Aber das muss auch richtig erfolgen und darf nicht so lückenhaft und so schlecht sein, wie es in diesem Gesetz gemacht wird. Meine geschätzten Vorredner haben bereits darauf hingewiesen; selbst aus der Koalition heraus hat der Kollege Hocker ja ebenfalls auf die Defizite dieses Gesetzes hingewiesen.

Und das zeigt ja auch die Abstimmung im Bundesrat sehr deutlich.

(Renate Künast [BÜNDNIS 90/DIE GRÜNEN]: Der Bundesrat hat den Minister unterstützt!)

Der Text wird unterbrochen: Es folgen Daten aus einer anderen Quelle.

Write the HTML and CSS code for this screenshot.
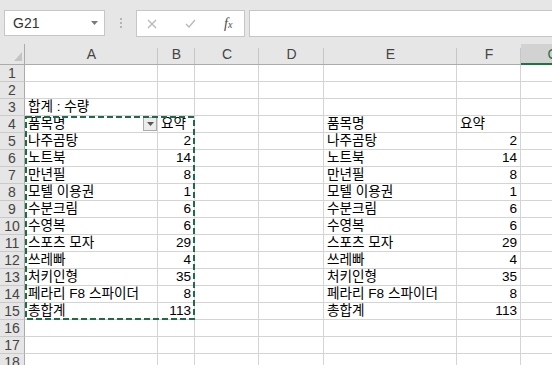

Die Frau Kollegin hat es schon dargelegt: Die Mehrzahl der Landwirtschaftsminister im Bundesrat hat es abgelehnt, auch die grünen Landwirtschaftsminister.

(Renate Künast [BÜNDNIS 90/DIE GRÜNEN]: Nein, nein!)

Im Agrarausschuss wurde es abgelehnt.

(Renate Künast [BÜNDNIS 90/DIE GRÜNEN]: Im Plenum haben alle Ja gesagt!)

Und im Plenum gab es nachher 58 Einwände,

(Renate Künast [BÜNDNIS 90/DIE GRÜNEN]: Na und?)

auf die einzugehen ist.

Einer davon war zum Beispiel die Forderung, hier europaweite Kennzeichnungen herbeizuführen,

(Renate Künast [BÜNDNIS 90/DIE GRÜNEN]: Ja, das machen wir auch!)

was diese Bundesregierung nicht schafft und nicht kann.

(Renate Künast [BÜNDNIS 90/DIE GRÜNEN]: Warum denn nicht? – Zoe Mayer [BÜNDNIS 90/DIE GRÜNEN]: Was hat denn Ihre Bundesregierung geschafft? Wo ist Ihr Gesetz?)

Sie haben früher ja auch immer gefordert, wir sollten das europaweit schaffen. Und wir haben Ihnen immer entgegengehalten, dass es europaweit einfach nicht geht; denn die anderen europäischen Staaten sind nicht bereit dazu, hier dementsprechend mitzuziehen.

(Abg. Renate Künast [BÜNDNIS 90/DIE GRÜNEN] meldet sich zu einer Zwischenfrage)

Lieber Herr Straubinger – –

Das ist auch hier die Aufgabe, und Sie werden es auch nicht schaffen, Frau Künast. – Aber ich freue mich auf Ihre Zwischenfrage.

Sehr gut. – Frau Künast, Sie haben das Wort.

Danke, Frau Präsidentin. Er übernimmt schon Ihre Arbeit. Na so was!

So bin ich.

Ich wollte mal sagen: Ich weiß ja nicht, wie Sie jetzt akut über Debatten auf europäischer Ebene informiert sind. Mehrere Kolleginnen und Kollegen aus den Koalitionsfraktionen, auch der Minister, haben gesagt, dass dieses Gesetz das erste in einem ganzen Paket ist. Zu all den Dingen, die Sie als Mangel dieses Gesetzes begreifen und beschreiben, ist also ausgeführt worden, dass sie alle behoben werden, dass weitere Tierarten kommen, dass die Gastronomie kommt, dass Änderungen des Tierschutzgesetzes, eine Herkunftskennzeichnung usw. kommen.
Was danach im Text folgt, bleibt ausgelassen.